Return the lines below exactly, from the first line to the line that contains "['Kernel', 'Linux', 'Windows', 'Driver', 'Operating". Leave out pictures.
· · · · ·
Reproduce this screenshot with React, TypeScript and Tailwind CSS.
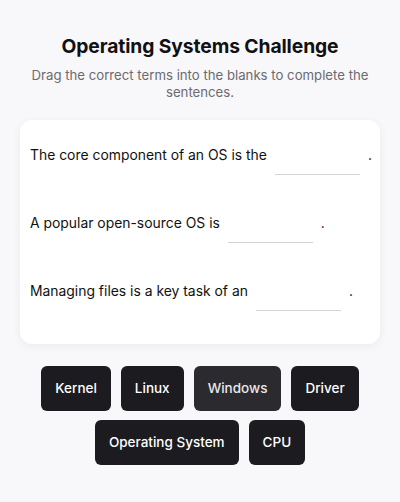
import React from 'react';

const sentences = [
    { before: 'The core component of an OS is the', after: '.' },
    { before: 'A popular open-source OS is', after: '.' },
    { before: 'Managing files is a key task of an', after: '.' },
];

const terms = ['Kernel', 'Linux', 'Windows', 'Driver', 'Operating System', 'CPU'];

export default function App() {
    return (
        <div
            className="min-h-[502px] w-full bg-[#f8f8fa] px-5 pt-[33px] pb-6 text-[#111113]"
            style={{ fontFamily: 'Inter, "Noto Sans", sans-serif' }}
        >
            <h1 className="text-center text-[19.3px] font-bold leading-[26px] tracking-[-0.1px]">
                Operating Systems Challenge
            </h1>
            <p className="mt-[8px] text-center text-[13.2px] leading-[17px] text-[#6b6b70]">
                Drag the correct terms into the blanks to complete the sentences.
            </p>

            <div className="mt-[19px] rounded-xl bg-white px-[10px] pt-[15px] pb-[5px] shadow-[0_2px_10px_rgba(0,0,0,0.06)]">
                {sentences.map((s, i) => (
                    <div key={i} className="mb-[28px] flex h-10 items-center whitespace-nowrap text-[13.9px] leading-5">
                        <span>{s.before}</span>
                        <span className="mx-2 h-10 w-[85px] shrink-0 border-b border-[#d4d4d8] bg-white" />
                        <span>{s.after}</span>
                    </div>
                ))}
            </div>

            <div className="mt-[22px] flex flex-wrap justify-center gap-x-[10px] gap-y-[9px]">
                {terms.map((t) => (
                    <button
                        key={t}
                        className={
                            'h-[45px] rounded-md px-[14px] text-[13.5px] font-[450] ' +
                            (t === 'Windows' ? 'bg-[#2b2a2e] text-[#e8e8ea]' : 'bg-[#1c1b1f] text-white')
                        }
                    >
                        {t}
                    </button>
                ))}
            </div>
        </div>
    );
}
· · · · ·
**The result**
Reproduce this screenshot with React, TypeScript and Tailwind CSS.
import React from 'react';

const sentences = [
    { before: 'The core component of an OS is the', after: '.' },
    { before: 'A popular open-source OS is', after: '.' },
    { before: 'Managing files is a key task of an', after: '.' },
];

const terms = ['Kernel', 'Linux', 'Windows', 'Driver', 'Operating System', 'CPU'];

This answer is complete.